======== Exercise materials

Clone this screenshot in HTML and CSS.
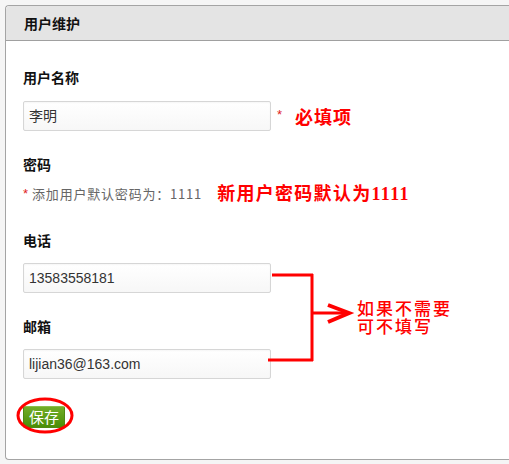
FILE: index.html
```html
<!DOCTYPE html>
<html lang="zh-CN">
<head>
<meta charset="utf-8">
<title>用户维护</title>
<link rel="stylesheet" href="styles.css">
</head>
<body>
<div class="panel">
  <div class="panel-head">用户维护</div>
  <div class="panel-body">
    <div class="label first">用户名称</div>
    <div class="row">
      <div class="input">李明</div>
      <span class="star">*</span>
      <span class="note note-req">必填项</span>
    </div>

    <div class="label gap-lg">密码</div>
    <div class="hint">
      <span class="star">*</span>
      <span class="hint-text">添加用户默认密码为：1111</span>
      <span class="note note-pw">新用户密码默认为1111</span>
    </div>

    <div class="label gap-xl">电话</div>
    <div class="row tight">
      <div class="input">13583558181</div>
    </div>

    <div class="label gap-lg">邮箱</div>
    <div class="row tight">
      <div class="input">lijian36@163.com</div>
    </div>

    <div class="actions">
      <button class="btn-save" type="button">保存</button>
    </div>

    <svg class="bracket" width="100" height="100" viewBox="0 0 100 100" aria-hidden="true">
      <path d="M12 7 H53 M52 6 V93 M8 92 H53 M52 45 H88" fill="none" stroke="#ff0000" stroke-width="3"/>
      <path d="M68 37 L89 45 L68 54" fill="none" stroke="#ff0000" stroke-width="4" stroke-linejoin="miter"/>
    </svg>
    <div class="callout">
      <div class="callout-line">如果不需要</div>
      <div class="callout-line">可不填写</div>
    </div>
    <svg class="ring" width="62" height="42" viewBox="0 0 62 42" aria-hidden="true">
      <ellipse cx="31" cy="20.5" rx="27" ry="16.5" fill="none" stroke="#ff0000" stroke-width="3"/>
    </svg>
  </div>
</div>
</body>
</html>
```

FILE: styles.css
```css
html, body {
  margin: 0;
  padding: 0;
}
body {
  background: #f5f5f5;
  font-family: "Noto Sans CJK SC", "Liberation Sans", sans-serif;
  color: #222;
  overflow: hidden;
}
.panel {
  margin: 5px 0 0 5px;
  width: calc(100% - 5px);
  height: 453px;
  background: #ffffff;
  border: 1px solid #a4a4a4;
  border-right: none;
  border-radius: 4px 0 0 4px;
  position: relative;
}
.panel-head {
  height: 34px;
  background: #e4e4e4;
  border-bottom: 1px solid #a0a0a0;
  border-radius: 4px 0 0 0;
  font-size: 14px;
  font-weight: bold;
  line-height: 34px;
  padding-left: 18px;
  color: #111;
}
.panel-body {
  padding-left: 17px;
}
.label {
  font-size: 14px;
  font-weight: bold;
  line-height: 20px;
  height: 20px;
  color: #111;
}
.label.first { padding-top: 26px; }
.label.gap-lg { margin-top: 23px; }
.label.gap-xl { margin-top: 26px; }
.row {
  display: flex;
  align-items: center;
  margin-top: 14px;
}
.row.tight { margin-top: 13px; }
.input {
  box-sizing: border-box;
  width: 248px;
  height: 30px;
  border: 1px solid #d6d6d6;
  border-radius: 2px;
  background: linear-gradient(#ffffff, #f7f7f7);
  box-shadow: inset 0 1px 2px rgba(0,0,0,0.04);
  padding-left: 5px;
  font-family: "Liberation Sans", "Noto Sans CJK SC", sans-serif;
  font-size: 14px;
  line-height: 28px;
  color: #333;
}
.star {
  color: #e02020;
  font-family: "Liberation Sans", sans-serif;
  font-size: 13px;
}
.row .star {
  margin-left: 6px;
  position: relative;
  top: -2px;
}
.note {
  color: #ff0000;
  font-weight: bold;
  font-size: 18px;
  font-family: "Liberation Serif", "Noto Sans CJK SC", serif;
  letter-spacing: 1px;
}
.note-req { margin-left: 13px; }
.hint {
  display: flex;
  align-items: center;
  margin-top: 10px;
  height: 20px;
  line-height: 20px;
}
.hint-text {
  margin-left: 4px;
  font-size: 13px;
  letter-spacing: 0.8px;
  color: #666;
}
.note-pw {
  margin-left: 15px;
  letter-spacing: 1.3px;
}
.actions {
  margin-top: 25px;
}
.btn-save {
  width: 42px;
  height: 22px;
  padding: 0;
  border: 1px solid #4f8a12;
  border-top-color: #8bbf4a;
  border-radius: 2px;
  background: linear-gradient(#72ad28, #4a8e06);
  color: #ffffff;
  font-family: "Noto Sans CJK SC", sans-serif;
  font-size: 15px;
  line-height: 20px;
}
.bracket {
  position: absolute;
  left: 254px;
  top: 262px;
}
.callout {
  position: absolute;
  left: 351px;
  top: 293px;
  color: #ff0000;
  font-size: 17px;
  font-weight: 500;
  letter-spacing: 2px;
}
.callout-line {
  height: 18px;
  line-height: 18px;
  white-space: nowrap;
}
.ring {
  position: absolute;
  left: 8px;
  top: 389px;
}
```
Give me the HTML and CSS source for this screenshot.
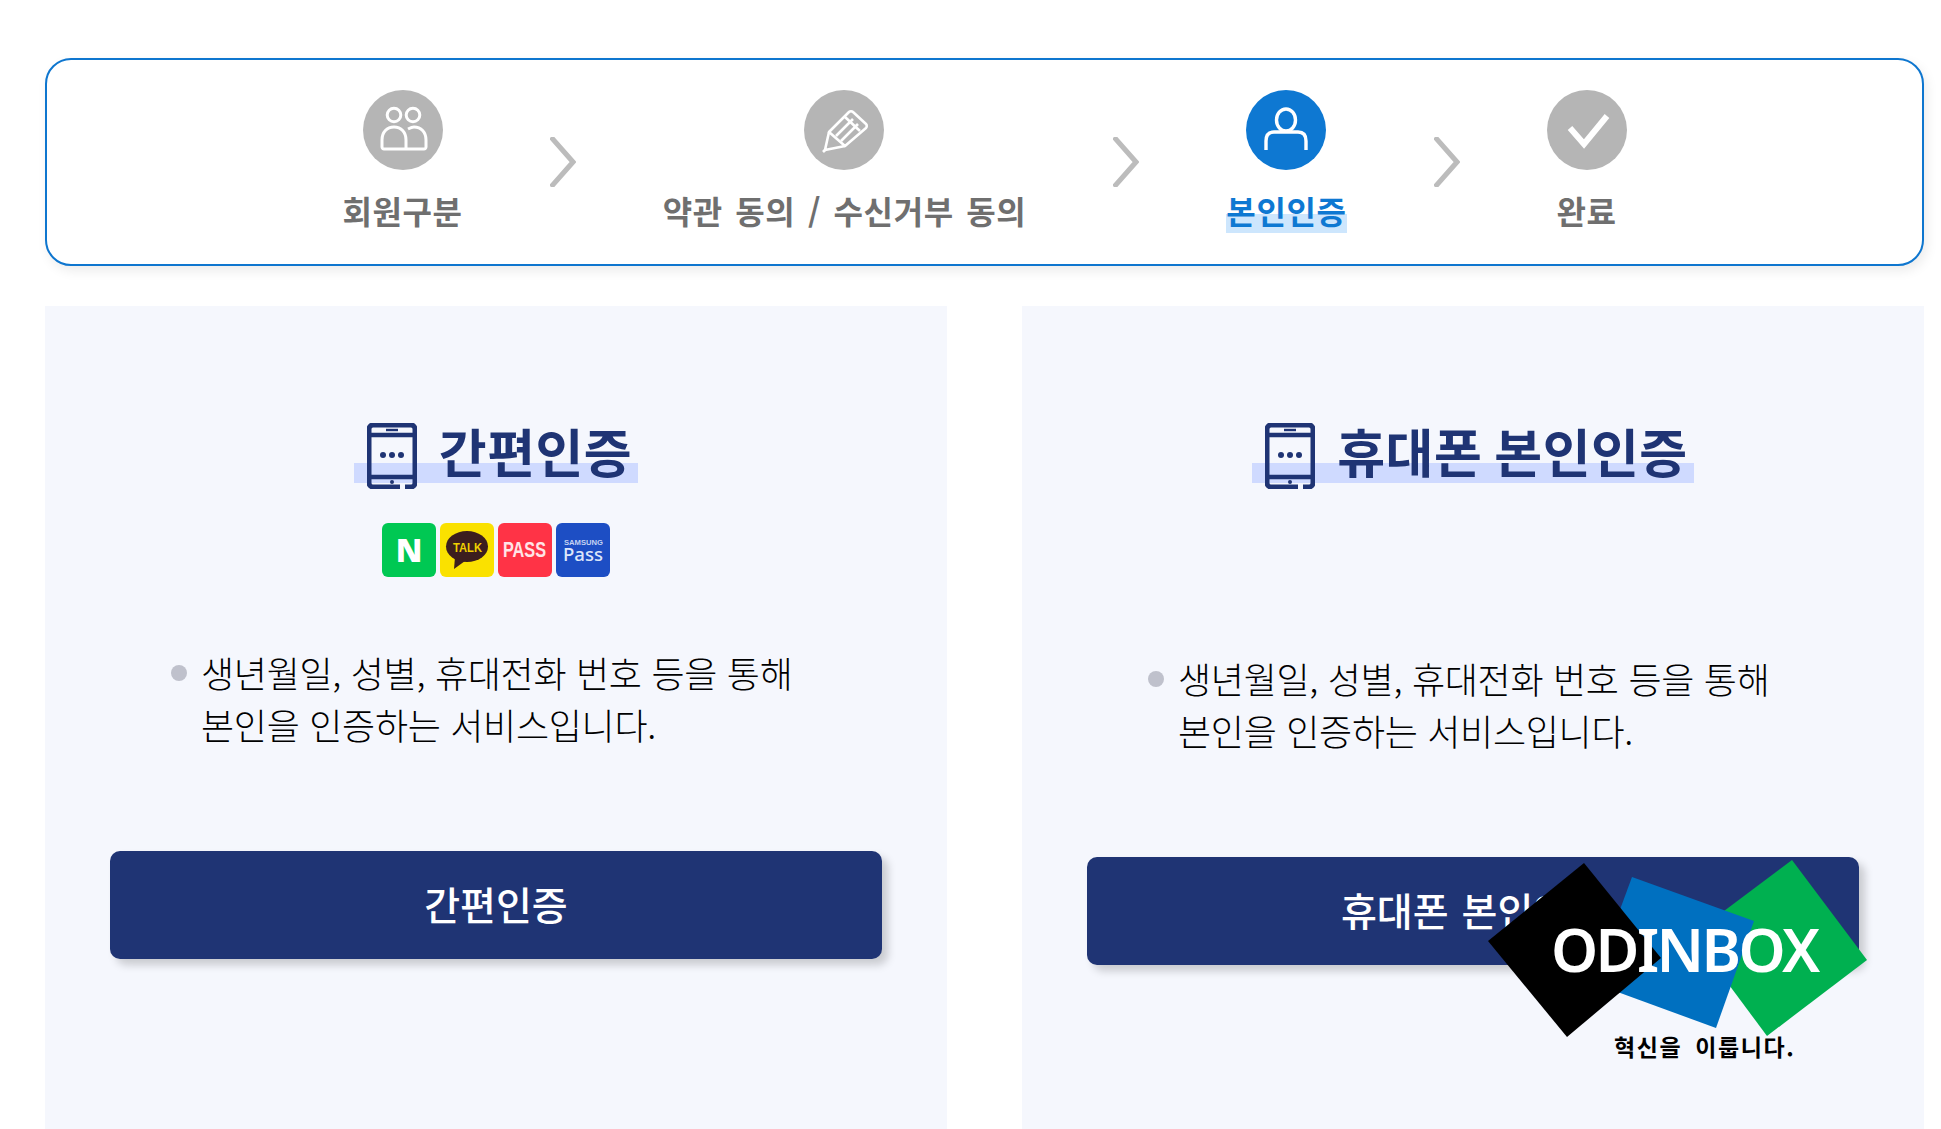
FILE: index.html
```html
<!DOCTYPE html>
<html lang="ko">
<head>
<meta charset="UTF-8">
<title>본인인증</title>
<link rel="stylesheet" href="styles.css">
</head>
<body>
<div class="wrap">
  <ul class="steps">
    <li class="step">
      <span class="step-icon">
        <svg viewBox="0 0 80 80" width="80" height="80" fill="none" stroke="#fff" stroke-width="3">
          <circle cx="31" cy="25" r="6.8"/>
          <circle cx="50" cy="25" r="6.8"/>
          <path d="M43 59V50c0-8-5-13-12-13s-12 5-12 13v7c0 1 1 2 2 2h40c1 0 2-1 2-2v-7c0-8-5-13-12-13-2 0-4 1-6 2"/>
        </svg>
      </span>
      <span class="step-name">회원구분</span>
    </li>
    <li class="step-arrow"><svg viewBox="0 0 26 50" width="26" height="50" fill="none" stroke="#bcbcbc" stroke-width="5"><path d="M1 0l22 25L1 50"/></svg></li>
    <li class="step">
      <span class="step-icon">
        <svg viewBox="0 0 80 80" width="80" height="80" fill="none" stroke="#fff" stroke-width="2.6" stroke-linejoin="round">
          <path d="M25 42L45 22c1-1 3-1 4 0l13 12c1 1 1 3 0 4L41 56z"/>
          <path d="M25 42l-4 18 20-4"/>
          <path d="M41 27l15 14M32 46l17-17M37 51l17-17"/>
          <path d="M21 60l-2 2"/>
        </svg>
      </span>
      <span class="step-name">약관 동의 / 수신거부 동의</span>
    </li>
    <li class="step-arrow"><svg viewBox="0 0 26 50" width="26" height="50" fill="none" stroke="#bcbcbc" stroke-width="5"><path d="M1 0l22 25L1 50"/></svg></li>
    <li class="step on">
      <span class="step-icon">
        <svg viewBox="0 0 80 80" width="80" height="80" fill="none" stroke="#fff" stroke-width="3.4">
          <ellipse cx="40" cy="30" rx="9.5" ry="11"/>
          <path d="M20 60V51c0-6 3-9 8-9h24c5 0 8 3 8 9v9"/>
        </svg>
      </span>
      <span class="step-name"><em>본인인증</em></span>
    </li>
    <li class="step-arrow"><svg viewBox="0 0 26 50" width="26" height="50" fill="none" stroke="#bcbcbc" stroke-width="5"><path d="M1 0l22 25L1 50"/></svg></li>
    <li class="step">
      <span class="step-icon">
        <svg viewBox="0 0 80 80" width="80" height="80" fill="none" stroke="#fff" stroke-width="6">
          <path d="M23 38l14 16 23-28"/>
        </svg>
      </span>
      <span class="step-name">완료</span>
    </li>
  </ul>

  <div class="cert-list">
    <section class="cert">
      <h2 class="cert-title">
        <svg class="phone" viewBox="0 0 50 66" width="50" height="66" fill="none" stroke="#1f3474" stroke-width="4.4">
          <path d="M33 64H6a4 4 0 0 1-4-4V6a4 4 0 0 1 4-4h38a4 4 0 0 1 4 4v54a4 4 0 0 1-4 4h-6" stroke-width="5"/>
          <path d="M2 12h46M2 54h46"/>
          <path d="M19 7h12" stroke-width="2.4"/>
          <circle cx="16" cy="32" r="3" fill="#1f3474" stroke="none"/>
          <circle cx="25" cy="32" r="3" fill="#1f3474" stroke="none"/>
          <circle cx="34" cy="32" r="3" fill="#1f3474" stroke="none"/>
          <circle cx="25" cy="59" r="2" fill="#1f3474" stroke="none"/>
        </svg>
        <span>간편인증</span>
      </h2>
      <div class="cert-logos">
        <span class="logo logo-naver">N</span>
        <span class="logo logo-kakao">
          <svg viewBox="0 0 54 54" width="54" height="54">
            <ellipse cx="27" cy="23.5" rx="21" ry="15.5" fill="#3c1e1e"/>
            <path d="M15 34l-1 12 11-8z" fill="#3c1e1e"/>
            <text x="13" y="29" class="talk" textLength="29" lengthAdjust="spacingAndGlyphs">TALK</text>
          </svg>
        </span>
        <span class="logo logo-pass">
          <svg viewBox="0 0 54 54" width="54" height="54">
            <text x="5" y="34" class="pass" textLength="43" lengthAdjust="spacingAndGlyphs">PASS</text>
          </svg>
        </span>
        <span class="logo logo-samsung">
          <svg viewBox="0 0 54 54" width="54" height="54">
            <text x="8" y="22" class="samsung" textLength="39" lengthAdjust="spacingAndGlyphs">SAMSUNG</text>
            <text x="7" y="38" class="spass" textLength="40" lengthAdjust="spacingAndGlyphs">Pass</text>
          </svg>
        </span>
      </div>
      <p class="cert-desc">생년월일, 성별, 휴대전화 번호 등을 통해<br>본인을 인증하는 서비스입니다.</p>
      <a class="cert-btn">간편인증</a>
    </section>
    <section class="cert">
      <h2 class="cert-title">
        <svg class="phone" viewBox="0 0 50 66" width="50" height="66" fill="none" stroke="#1f3474" stroke-width="4.4">
          <path d="M33 64H6a4 4 0 0 1-4-4V6a4 4 0 0 1 4-4h38a4 4 0 0 1 4 4v54a4 4 0 0 1-4 4h-6" stroke-width="5"/>
          <path d="M2 12h46M2 54h46"/>
          <path d="M19 7h12" stroke-width="2.4"/>
          <circle cx="16" cy="32" r="3" fill="#1f3474" stroke="none"/>
          <circle cx="25" cy="32" r="3" fill="#1f3474" stroke="none"/>
          <circle cx="34" cy="32" r="3" fill="#1f3474" stroke="none"/>
          <circle cx="25" cy="59" r="2" fill="#1f3474" stroke="none"/>
        </svg>
        <span>휴대폰 본인인증</span>
      </h2>
      <div class="cert-logos no-logo"></div>
      <p class="cert-desc">생년월일, 성별, 휴대전화 번호 등을 통해<br>본인을 인증하는 서비스입니다.</p>
      <a class="cert-btn">휴대폰 본인인증</a>
    </section>
  </div>
</div>

<svg class="watermark" viewBox="0 0 400 210" width="400" height="210">
  <polygon points="312,20 387,120 287,196 212,95" fill="#00b050"/>
  <polygon points="152,37 274,81 236,188 113,143" fill="#0070c0"/>
  <polygon points="104,23 181,118 87,197 8,101" fill="#000"/>
  <text x="71" y="132" class="wm-name">ODINBOX</text>
  <text x="134" y="216" class="wm-slogan">혁신을 이룹니다.</text>
</svg>
</body>
</html>
```

FILE: styles.css
```css
html, body { margin: 0; padding: 0; height: 1129px; overflow: hidden; background: #fff; }
body { font-family: "Noto Sans CJK KR", "Noto Sans", sans-serif; position: relative; }
.wrap { padding: 58px 17px 0 45px; }

.steps { list-style: none; margin: 0; padding: 30px 0 0; height: 174px; display: flex; justify-content: center; gap: 87px; border: 2px solid #0e76cf; border-radius: 26px; box-shadow: 3px 5px 12px rgba(0,0,0,.08); background: #fff; }
.step { display: flex; flex-direction: column; align-items: center; }
.step-icon { display: block; width: 80px; height: 80px; border-radius: 50%; background: #b5b5b5; }
.step-icon svg { display: block; }
.step-name { margin-top: 18px; font-size: 32px; line-height: 45px; font-weight: 700; letter-spacing: .6px; word-spacing: 3px; color: #6f6f6f; white-space: nowrap; }
.step.on .step-icon { background: #0e78d2; }
.step.on .step-name { color: #0e78d2; }
.step.on em { font-style: normal; background: linear-gradient(transparent 57%, #cde6fd 57%); display: inline-block; }
.step-arrow { padding-top: 47px; }
.step-arrow svg { display: block; }

.cert-list { display: flex; justify-content: space-between; margin-top: 40px; }
.cert { width: 902px; height: 830px; box-sizing: border-box; padding: 117px 65px 0; background: #f5f7fd; }
.cert-title { position: relative; z-index: 0; width: fit-content; height: 66px; margin: 0 auto; padding: 0 6px 0 13px; display: flex; align-items: flex-start; gap: 22px; }
.cert-title::before { content: ""; position: absolute; left: 0; right: 0; top: 40px; height: 20px; background: #cfdaff; z-index: -1; }
.cert-title span { font-size: 52px; line-height: 56px; font-weight: 700; color: #1f3474; letter-spacing: .5px; word-spacing: -3px; white-space: nowrap; }
.cert-logos { display: flex; justify-content: center; gap: 4px; margin-top: 34px; height: 54px; }
.cert-logos.no-logo { height: 60px; }
.logo { display: block; width: 54px; height: 54px; border-radius: 6px; text-align: center; }
.logo svg { display: block; }
.logo-naver { background: #00c853; color: #fff; font: 900 32px/54px "Noto Sans", sans-serif; }
.logo-kakao { background: #fae100; }
.talk { font: 700 13.5px "Liberation Sans", sans-serif; fill: #f0d000; }
.logo-pass { background: #ff3346; }
.pass { font: 700 22px "Liberation Sans", sans-serif; fill: #ffe4e6; }
.logo-samsung { background: #1d4ec4; }
.samsung { font: 700 7px "Liberation Sans", sans-serif; fill: #c4d2f2; }
.spass { font: 500 18px "Noto Sans", sans-serif; fill: #dde6fa; }

.cert-desc { position: relative; margin: 69px 0 0; padding-left: 91px; font-size: 36px; line-height: 52px; font-weight: 200; letter-spacing: -.3px; color: #000; white-space: nowrap; }
.cert-desc::before { content: ""; position: absolute; left: 61px; top: 19px; width: 16px; height: 16px; border-radius: 50%; background: #bfc1cc; }
.cert-btn { display: block; margin-top: 101px; height: 108px; line-height: 104px; border-radius: 10px; background: #1f3474; color: #fff; text-align: center; font-size: 39px; font-weight: 500; letter-spacing: 0; word-spacing: 2px; box-shadow: 6px 6px 8px rgba(0,0,0,.18); }

.watermark { position: absolute; left: 1480px; top: 840px; overflow: visible; }
.wm-name { font: 600 60px "Noto Sans", sans-serif; letter-spacing: -2.6px; fill: #fff; }
.wm-slogan { font: 700 23px "Noto Sans CJK KR", sans-serif; letter-spacing: 1.6px; word-spacing: 5px; fill: #000; }
```
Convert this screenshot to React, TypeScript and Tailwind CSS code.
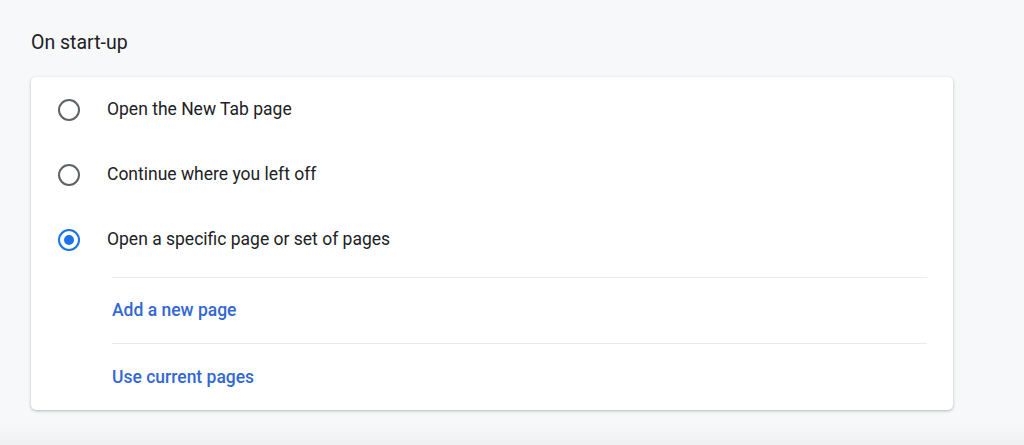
import { useState } from "react"

const options = [
  "Open the New Tab page",
  "Continue where you left off",
  "Open a specific page or set of pages",
]

function Radio({ checked }: { checked: boolean }) {
  return (
    <div
      className={
        checked
          ? "flex h-[22px] w-[22px] items-center justify-center rounded-full border-[2.5px] border-[#1a73e8]"
          : "flex h-[22px] w-[22px] items-center justify-center rounded-full border-[2.5px] border-[#5f6368]"
      }
    >
      {checked && <div className="h-[10px] w-[10px] rounded-full bg-[#1a73e8]" />}
    </div>
  )
}

export default function App() {
  const [selected, setSelected] = useState(2)

  return (
    <div className="h-[445px] w-full bg-[linear-gradient(to_bottom,#f7f8fa_0%,#f7f8fa_95%,#eff0f2_100%)] pl-[31px] pt-[31px] font-['Roboto',sans-serif]">
      <h2 className="text-[19.5px] leading-[24px] text-[#202124]">On start-up</h2>
      <div className="mt-[22px] w-[922px] rounded-[5px] bg-white shadow-[0_1px_3px_rgba(60,64,67,0.35)]">
        {options.map((label, i) => (
          <div
            key={label}
            className="flex h-[65px] cursor-pointer items-center"
            onClick={() => setSelected(i)}
          >
            <div className="flex w-[76px] justify-center">
              <Radio checked={selected === i} />
            </div>
            <span className="text-[17.5px] text-[#202124]">{label}</span>
          </div>
        ))}
        <div className="ml-[81px] mr-[26px] mt-[5px]">
          <div className="flex h-[66px] items-center border-t border-[#e8eaed] text-[17.5px] font-medium text-[#3367d6]">
            Add a new page
          </div>
          <div className="flex h-[67px] items-center border-t border-[#e8eaed] text-[17.5px] font-medium text-[#3367d6]">
            Use current pages
          </div>
        </div>
      </div>
    </div>
  )
}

================

- What the task requires:
Skip the pictures and repeat, word for word, the lines from the one containing "Convert this screenshot" to the one containing "const [selected, setSelected] = useState(2)", keeping both of those lines.

- Exercise result:
Convert this screenshot to React, TypeScript and Tailwind CSS code.
import { useState } from "react"

const options = [
  "Open the New Tab page",
  "Continue where you left off",
  "Open a specific page or set of pages",
]

function Radio({ checked }: { checked: boolean }) {
  return (
    <div
      className={
        checked
          ? "flex h-[22px] w-[22px] items-center justify-center rounded-full border-[2.5px] border-[#1a73e8]"
          : "flex h-[22px] w-[22px] items-center justify-center rounded-full border-[2.5px] border-[#5f6368]"
      }
    >
      {checked && <div className="h-[10px] w-[10px] rounded-full bg-[#1a73e8]" />}
    </div>
  )
}

export default function App() {
  const [selected, setSelected] = useState(2)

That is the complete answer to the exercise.